Hyperinflation differs from less extreme bouts of inflation, which are measured in monthly price increases. In contrast, hyperinflation is measured daily. For example, hyperinflation might rise 5% to 10% per day.

What happens when hyperinflation occurs?

Hyperinflation may cause the following to occur:

  • Consumers and businesses pay more for products due to higher prices
  • Devaluation of currencies
  • Effects on the money supply
  • Consumers may have to switch to more stable currencies
  • Higher demand for goods, resulting in price changes for hard assets
  • Barter economy may come into play in extreme situations
  • Banks become unwilling to lend money
  • Destruction of the financial system
  • Changes in government spending

Simply put, hyperinflation is an economic disaster and can quickly erode the real value of local currency.

Risks of hyperinflation

When basic goods become scarce, hyperinflation causes a surge in prices for those basic goods and services. For instance, if supply chains are strained but demand remains high, store prices can’t decrease until production and shipping costs decrease.
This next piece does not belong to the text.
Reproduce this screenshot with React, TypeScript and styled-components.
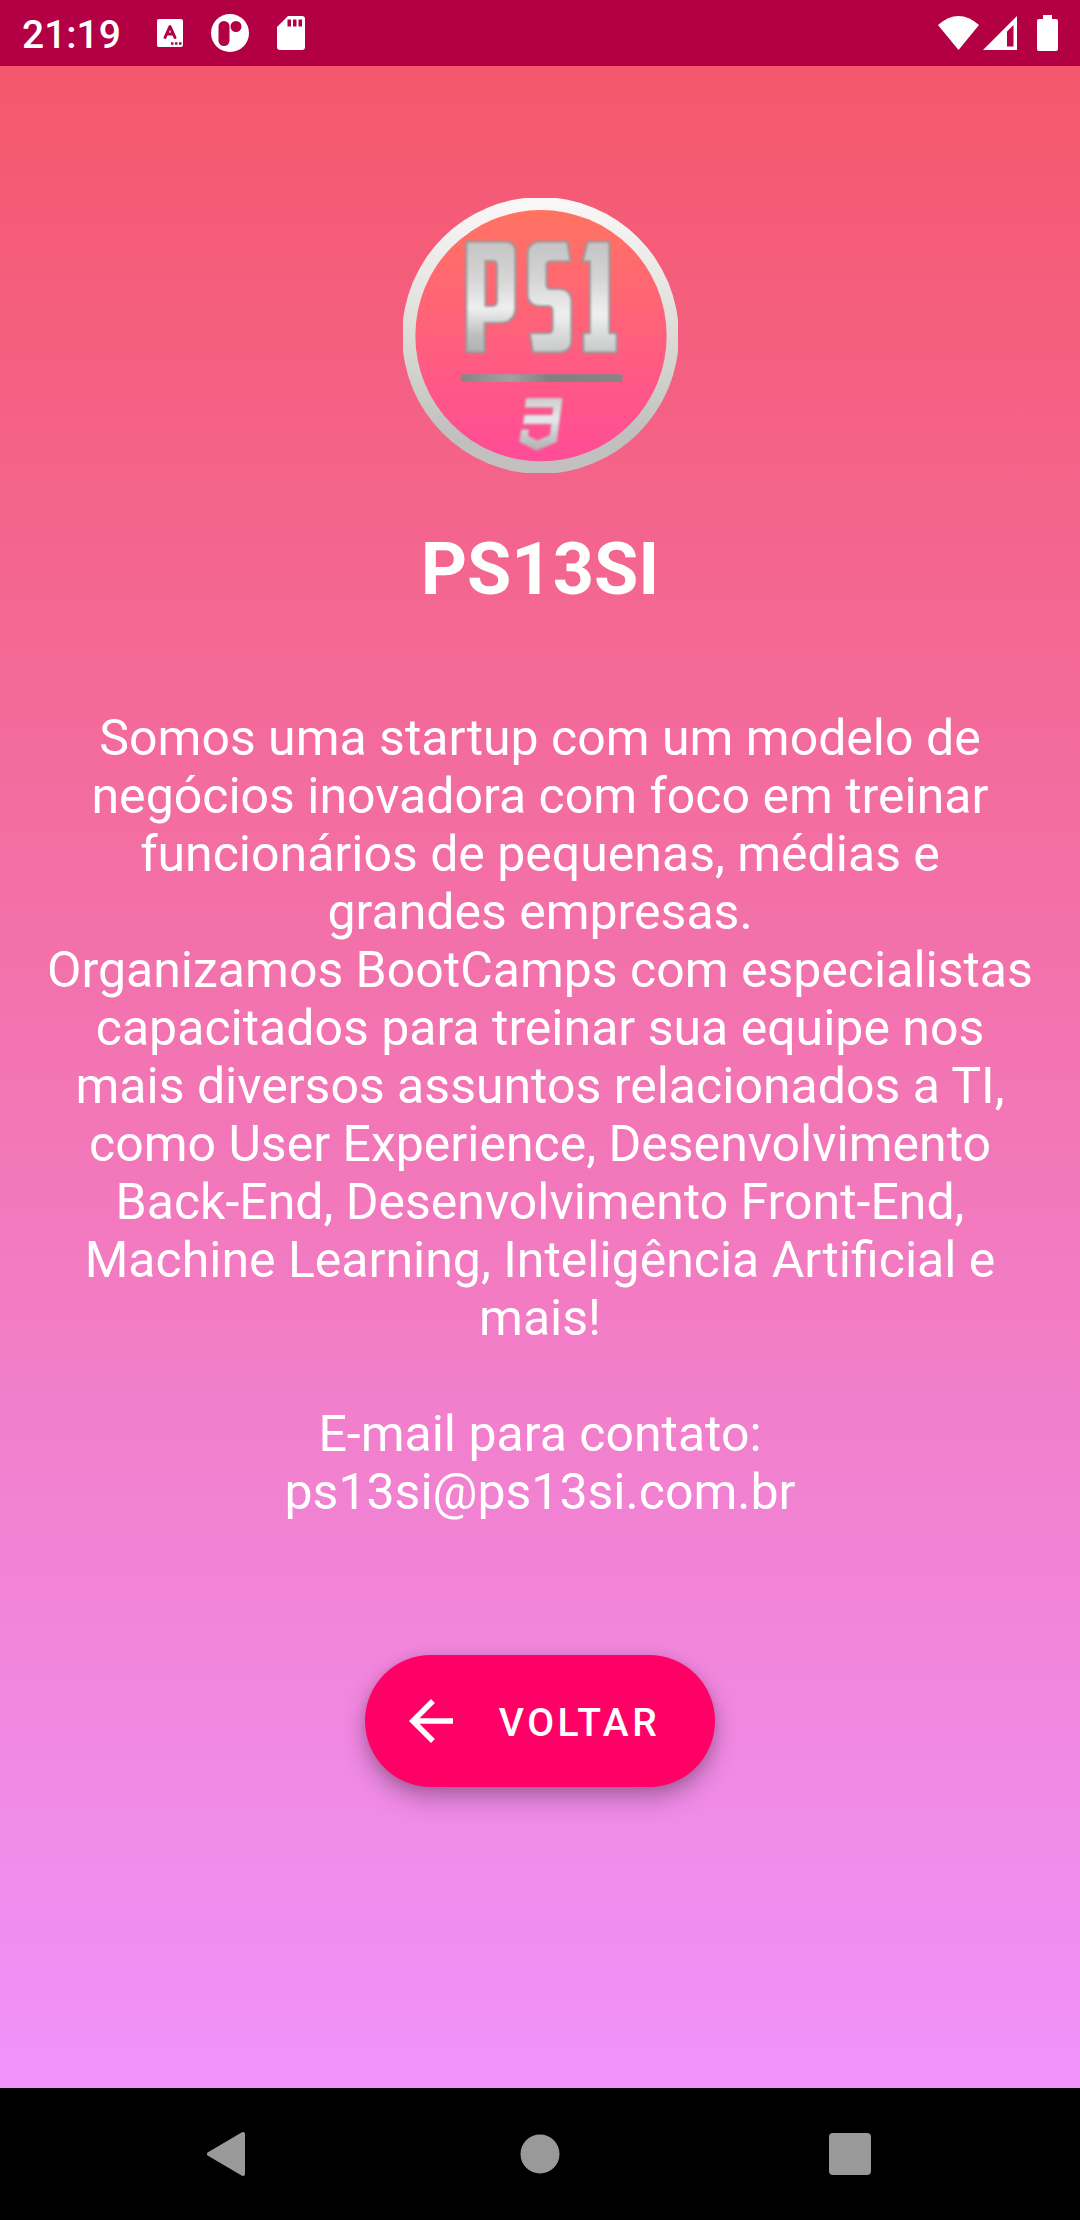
import React from "react";
import styled, { createGlobalStyle } from "styled-components";

const Global = createGlobalStyle`
  * { box-sizing: border-box; }
  body { margin: 0; background: #000; font-family: Roboto, "Noto Sans", sans-serif; }
`;

const Screen = styled.div`
  display: flex;
  flex-direction: column;
  min-height: 100vh;
  color: #fff;
`;

const StatusBar = styled.header`
  display: flex;
  align-items: center;
  justify-content: space-between;
  height: 66px;
  padding: 0 22px;
  background: #b30045;
`;

const Group = styled.div<{ $gap: number }>`
  display: flex;
  align-items: center;
  gap: ${(p) => p.$gap}px;
`;

const Clock = styled.time`
  margin-right: 8px;
  padding-top: 3px;
  font-size: 39px;
  font-weight: 500;
  line-height: 46px;
`;

const Content = styled.main`
  flex: 1;
  display: flex;
  flex-direction: column;
  align-items: center;
  padding: 132px 46px 88px;
  background: linear-gradient(180deg, #f5576c, #f093fb);
`;

const Title = styled.h1`
  margin: 55px 0 97px;
  font-size: 72px;
  font-weight: 700;
  line-height: 84px;
`;

const Text = styled.p`
  margin: 0;
  font-size: 50px;
  line-height: 58px;
  text-align: center;
`;

const Contact = styled(Text)`
  margin: 58px 0 134px;
`;

const BackButton = styled.button`
  display: flex;
  align-items: center;
  gap: 35px;
  height: 132px;
  padding: 0 55px 0 33px;
  border: 0;
  border-radius: 66px;
  background: #ff0066;
  color: #fff;
  font-family: inherit;
  font-size: 39px;
  font-weight: 500;
  letter-spacing: 0.09em;
  text-transform: uppercase;
  box-shadow: 0 12px 24px rgba(0, 0, 0, 0.26), 0 2px 12px rgba(0, 0, 0, 0.12);
  cursor: pointer;
`;

const ButtonLabel = styled.span`
  padding-top: 3px;
  line-height: 46px;
`;

const NavBar = styled.nav`
  display: flex;
  align-items: center;
  justify-content: space-around;
  height: 132px;
  padding: 0 7%;
  background: #000;
`;

const NavButton = styled.button`
  display: flex;
  justify-content: center;
  width: 88px;
  padding: 0;
  border: 0;
  background: none;
  color: #999;
  cursor: pointer;
`;

function Logo() {
  return (
    <svg width="275" height="275" viewBox="39 54 825 825" role="img" aria-label="PS13SI">
      <defs>
        <linearGradient id="ring" x1="0" y1="0" x2="0" y2="1">
          <stop offset="0" stopColor="#fbf8f8" />
          <stop offset="0.5" stopColor="#dcdcd6" />
          <stop offset="0.85" stopColor="#c0c0be" />
          <stop offset="1" stopColor="#c2c0c0" />
        </linearGradient>
        <linearGradient id="disc" x1="0" y1="0" x2="0" y2="1">
          <stop offset="0" stopColor="#ff7361" />
          <stop offset="1" stopColor="#ff4c97" />
        </linearGradient>
        <linearGradient id="steel" gradientUnits="userSpaceOnUse" x1="0" y1="182" x2="0" y2="520">
          <stop offset="0" stopColor="#c4c4c4" />
          <stop offset="0.3" stopColor="#d2d2d2" />
          <stop offset="0.65" stopColor="#efefef" />
          <stop offset="1" stopColor="#c6c8c8" />
        </linearGradient>
        <linearGradient id="steelP" gradientUnits="userSpaceOnUse" x1="0" y1="182" x2="0" y2="520">
          <stop offset="0" stopColor="#c4c4c4" />
          <stop offset="0.35" stopColor="#d6d6d6" />
          <stop offset="0.6" stopColor="#efefef" />
          <stop offset="0.85" stopColor="#bcbcbc" />
          <stop offset="1" stopColor="#b0b2b2" />
        </linearGradient>
        <linearGradient id="bar" x1="0" y1="0" x2="1" y2="0">
          <stop offset="0" stopColor="#858585" />
          <stop offset="0.3" stopColor="#a0a2a2" />
          <stop offset="0.55" stopColor="#808080" />
          <stop offset="1" stopColor="#868686" />
        </linearGradient>
        <linearGradient id="three" x1="0" y1="0" x2="0" y2="1">
          <stop offset="0" stopColor="#cfcfcf" />
          <stop offset="0.4" stopColor="#e8e6e8" />
          <stop offset="1" stopColor="#b0b0b0" />
        </linearGradient>
        <filter id="soft" x="-10%" y="-10%" width="120%" height="120%">
          <feGaussianBlur stdDeviation="3" />
        </filter>
        <filter id="softBar" x="-5%" y="-50%" width="110%" height="200%">
          <feGaussianBlur stdDeviation="2" />
        </filter>
      </defs>
      <circle cx="451.5" cy="466.5" r="415" fill="url(#ring)" />
      <circle cx="453" cy="467" r="377" fill="url(#disc)" />
      <g filter="url(#soft)" stroke="#96999a" strokeWidth="6" strokeLinejoin="round">
        <path fill="url(#steelP)" fillRule="evenodd" d="M229 185H345Q376 185 376 216V382Q376 428 330 428H284V517H229ZM286 243V378H308Q321 378 321 364V257Q321 243 308 243Z" />
        <path fill="url(#steel)" d="M532 185H452Q413 185 413 224V340Q413 378 451 378H473Q488 378 488 393V445Q488 460 473 460H420L429 517H505Q544 517 544 478V366Q544 327 505 327H482Q469 327 469 314V257Q469 244 482 244H541Z" />
        <path fill="url(#steel)" d="M593 185H658V460H680V517H580V460H600V244H578Z" />
      </g>
      <rect x="214" y="583" width="483" height="23" fill="url(#bar)" filter="url(#softBar)" />
      <path fill="url(#three)" filter="url(#soft)" stroke="#bbb" strokeWidth="2" d="M409 655H517L500 785L440 811L389 785L394 749H416L414 768L442 782L480 766L484 732H399L404 705H487L490 682H405Z" />
    </svg>
  );
}

export default function App() {
  return (
    <Screen>
      <Global />
      <StatusBar>
        <Group $gap={28}>
          <Clock>21:19</Clock>
          <svg width="26" height="30" viewBox="0 0 26 30" aria-hidden="true">
            <rect y="1" width="26" height="28" rx="2" fill="#fff" />
            <path d="M8 19.500L13 8.500L18 19.500M10 16H16" fill="none" stroke="#b30045" strokeWidth="3" strokeLinecap="round" strokeLinejoin="round" />
            <path d="M14 25.500h2.500M18 25.500h2.500M22 25.500h2.500" stroke="#b30045" strokeWidth="2.500" />
          </svg>
          <svg width="38" height="38" viewBox="0 0 38 38" aria-hidden="true">
            <circle cx="19" cy="19" r="19" fill="#fff" />
            <rect x="7.500" y="7" width="11" height="25" rx="5.500" fill="#b30045" />
            <circle cx="25" cy="12.500" r="5.500" fill="#b30045" />
          </svg>
          <svg width="28" height="34" viewBox="0 0 28 34" aria-hidden="true">
            <path d="M11 0H25a3 3 0 0 1 3 3V31a3 3 0 0 1-3 3H3a3 3 0 0 1-3-3V11Z" fill="#fff" />
            <path d="M10.500 3.500h3.500v7h-3.500zM16 3.500h3.500v7h-3.500zM21.500 3.500h3.500v7h-3.500z" fill="#b30045" />
          </svg>
        </Group>
        <Group $gap={4}>
          <svg width="41" height="34" viewBox="0 0 41 34" aria-hidden="true">
            <path d="M0 9Q20.500-9 41 9L20.500 34Z" fill="#fff" />
          </svg>
          <svg width="34" height="34" viewBox="0 0 34 34" aria-hidden="true">
            <path fillRule="evenodd" d="M34 0V34H0ZM30.500 9L24 15.500V30.500H30.500Z" fill="#fff" />
          </svg>
          <svg width="37" height="36" viewBox="0 0 37 36" aria-hidden="true">
            <path d="M22 0h9v4h4a2 2 0 0 1 2 2v28a2 2 0 0 1-2 2H18a2 2 0 0 1-2-2V6a2 2 0 0 1 2-2h4Z" fill="#fff" />
          </svg>
        </Group>
      </StatusBar>
      <Content>
        <Logo />
        <Title>PS13SI</Title>
        <Text>
          Somos uma startup com um modelo de negócios inovadora com foco em treinar funcionários de pequenas, médias e
          grandes empresas.
          <br />
          Organizamos BootCamps com especialistas capacitados para treinar sua equipe nos mais diversos assuntos
          relacionados a TI, como User Experience, Desenvolvimento Back-End, Desenvolvimento Front-End, Machine
          Learning, Inteligência Artificial e mais!
        </Text>
        <Contact>
          E-mail para contato:
          <br />
          ps13si@ps13si.com.br
        </Contact>
        <BackButton type="button">
          <svg width="66" height="66" viewBox="0 0 24 24" aria-hidden="true">
            <path d="M20 11H7.830l5.590-5.590L12 4l-8 8 8 8 1.410-1.410L7.830 13H20z" fill="#fff" />
          </svg>
          <ButtonLabel>Voltar</ButtonLabel>
        </BackButton>
      </Content>
      <NavBar aria-label="Sistema">
        <NavButton type="button" aria-label="Voltar">
          <svg width="46" height="46" viewBox="0 0 46 46" aria-hidden="true">
            <path d="M36 3V43L2 23Z" fill="currentColor" stroke="currentColor" strokeWidth="4" strokeLinejoin="round" />
          </svg>
        </NavButton>
        <NavButton type="button" aria-label="Início">
          <svg width="40" height="40" viewBox="0 0 40 40" aria-hidden="true">
            <circle cx="20" cy="20" r="19.500" fill="currentColor" />
          </svg>
        </NavButton>
        <NavButton type="button" aria-label="Recentes">
          <svg width="42" height="42" viewBox="0 0 42 42" aria-hidden="true">
            <rect width="42" height="42" rx="4" fill="currentColor" />
          </svg>
        </NavButton>
      </NavBar>
    </Screen>
  );
}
It becomes more expensive to take on debt, so you may not be able to meet your personal goals, such as buying a home. If you’ve already taken on debt or don’t have a good handle on your debt, hyperinflation could go as far as to influence your own debt levels by putting you further into debt.
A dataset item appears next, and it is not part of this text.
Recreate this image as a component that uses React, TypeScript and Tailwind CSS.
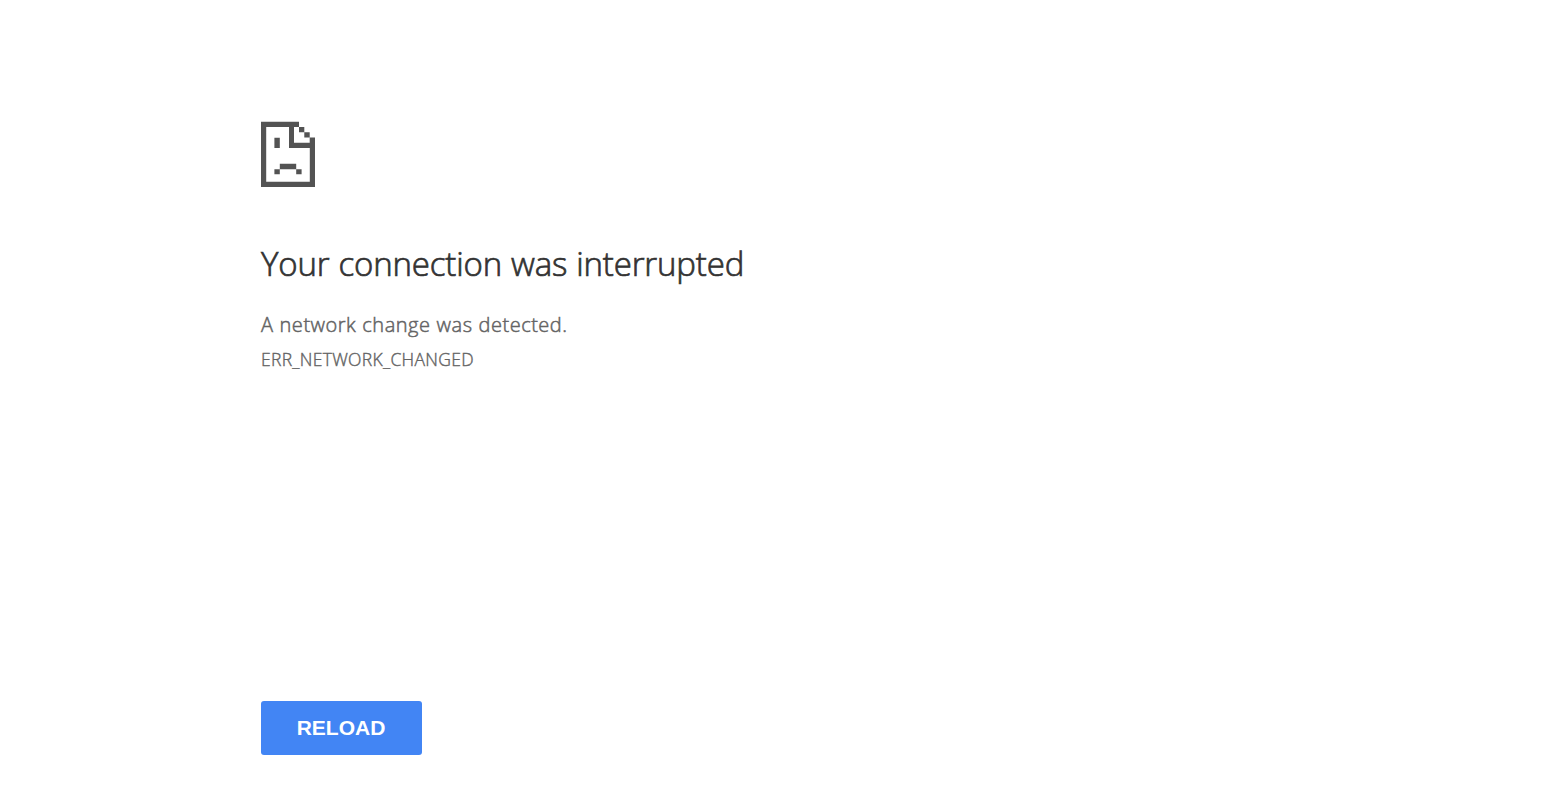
export default function App() {
  return (
    <main className="flex h-[788px] flex-col items-start bg-white pl-[261px] pt-[121px] font-['Open_Sans',sans-serif] text-[#646464]">
      <svg width="54" height="66" viewBox="0 0 54 66" fill="#535353" aria-hidden="true">
        <path fillRule="evenodd" d="M0 .8H38V6H43.3V11.2H48.7V16.6H54V66H0ZM5.2 6V60.8H48.8V27H28V6ZM33 6V21.8H48.7V16.6H43.3V11.2H38V6Z" />
        <path d="M13.4 16.7H18.8V27.1H13.4ZM18.8 42.8H35.2V48.2H18.8ZM13.4 48.2H18.8V53.2H13.4ZM35.2 48.2H40.6V53.2H35.2Z" />
      </svg>
      <h1 className="mt-[56px] h-[42px] whitespace-nowrap text-[33px] font-light leading-[42px] tracking-[-0.15px] [word-spacing:0.5px] text-[#333] [-webkit-text-stroke:0.7px_#333]">
        Your connection was interrupted
      </h1>
      <p className="mt-[25px] h-[30px] whitespace-nowrap text-[20px] font-light leading-[30px] tracking-[0.52px] [word-spacing:0.3px] [-webkit-text-stroke:0.5px_#646464]">A network change was detected.</p>
      <p className="mt-[7px] h-[24px] whitespace-nowrap text-[17.5px] font-light leading-[24px] tracking-[0.3px] [-webkit-text-stroke:0.4px_#646464]">ERR_NETWORK_CHANGED</p>
      <button className="mt-[330px] h-[54px] w-[161px] rounded-[3px] bg-[#4285f4] pr-px font-['Liberation_Sans',sans-serif] text-[21px] font-bold text-white">RELOAD</button>
    </main>
  );
}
What can you do during hyperinflation?

You might find yourself wondering what to buy before hyperinflation hits, if you perceive even a small bit of inflation in the economy. However, it’s important to remember that hyperinflation is very rare. Even so, what do you do in hyperinflation situations? How do you deal with hyperinflation in day-to-day life? What do you buy and what do you invest in?

Consider doing things like protecting your portfolio by keeping your money in a safe place and paying off debt to ward off the effects of extreme inflation. You can also prioritize your most important needs — try thinking about what personal finance considerations should take priority over everything else, such as implementing a budget now to fend off money woes in the future or trying to avoid rampant credit card use. It’s the “prep now, worry less later” adage that you can take advantage of. You might even go as far as to store dry goods and other nonperishable items for later.

Furthermore, consider what is benefiting from inflation and consider investing in those areas — things like oil, lumber, beef, wheat or corn rise in price when inflation rears up. It’s one way you could turn inflation on its head and potentially find a benefit in it.

How can we tell if the U.S. is headed for hyperinflation?

Experts consider several factors when looking for signs of hyperinflation — current economic activity, the Bureau of Labor Statistics, the Producer Price Index (a measure of the average change over time in the selling prices received by domestic producers for their output) and the Consumer Price Index (a measure of certain goods and change of their prices — it tells us whether CPI inflation is occurring), to name a few.

The Federal Reserve also works to control inflation (and prevent hyperinflation) through what’s called a contractionary monetary policy. In short, the Federal Reserve can provide a balm to the economy by decreasing the rate of inflation. The International Monetary Fund (IMF) also works toward growth and prosperity within its 190 worldwide countries.

Some of the tools in the Federal Reserve’s arsenal include:

  • Increasing interest rates to combat higher inflation
  • Increasing the reserve requirements for banks
  • Reducing the money supply

It’s a good idea to be aware of the signs of when hyperinflation may come to a head, so you can take steps to protect your finances and prepare to soldier through, should the need arise. Keep an eye on economic movements and check in with what the experts are saying, so you stay informed.